Before you get too happy, you should look at the current constraints.
The minimum disk block size is 512 bytes for most disks, but there has
been talk in the industry of cranking this up to 2 or 4 kBytes.  For small
files, your 5% becomes 100%, and you might as well be happy now and
set copies=2.  The largest ZFS block size is 128 kBytes, so perhaps you
could do something with 5% overhead there, but you couldn't correct
very many bits with only 5%. How many bits do you need to correct?
I don't know... that is the big elephant in the room shaped like a question
mark.  Maybe zcksummon data will help us figure out what color the
elephant might be.

If you were to implement something at the DMU layer, which is where
copies are, then without major structural changes to the blkptr, you are
restricted to 3 DVAs.  So the best you could do there is 50% overhead,
which would be a 200% overhead for small files.

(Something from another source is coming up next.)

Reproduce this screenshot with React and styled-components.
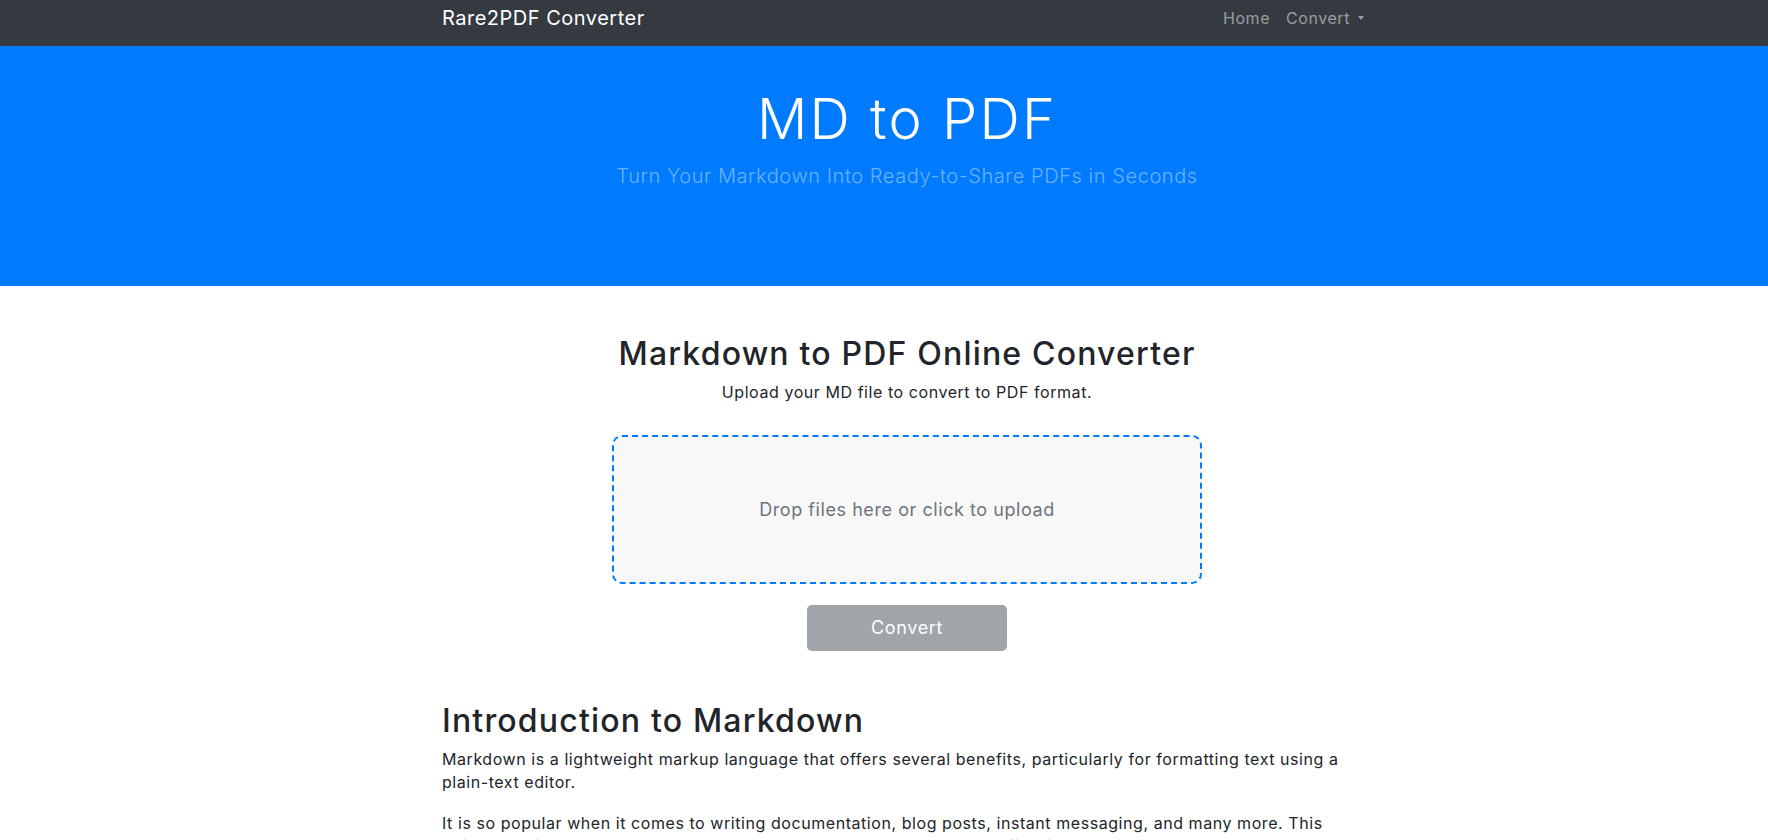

If you were to implement at the SPA layer, then you might be able to
get back to a more consistently small overhead, but that would require
implementing a whole new vdev type, which means integration with
install, grub, and friends.  You would need to manage spatial diversity,
which might impact the allocation code in strange ways, but surely is
possible. The spatial diversity requirement means you basically can't
gain much by replacing a compressor with additional data redundancy,
though it might be an interesting proposal for the summer of code.

Or you could just do it in user land, like par2.

Bottom line: until you understand the failure modes you're trying
to survive, you can't make significant progress except by accident.
We know that redundant copies allows us to correct all bits for very
little performance impact, but costs space. Trying to increase space
without sacrificing dependability will cost something -- most likely
performance.

NB, one nice thing about copies is that you can set it per-file system.
For my laptop, I don't set copies for the OS, but I do for my home
directory.  This is a case where I trade off dependability of read-only
data which, is available on CD or on the net, to gain a little bit of
space.  But I don't compromise on dependability for my data.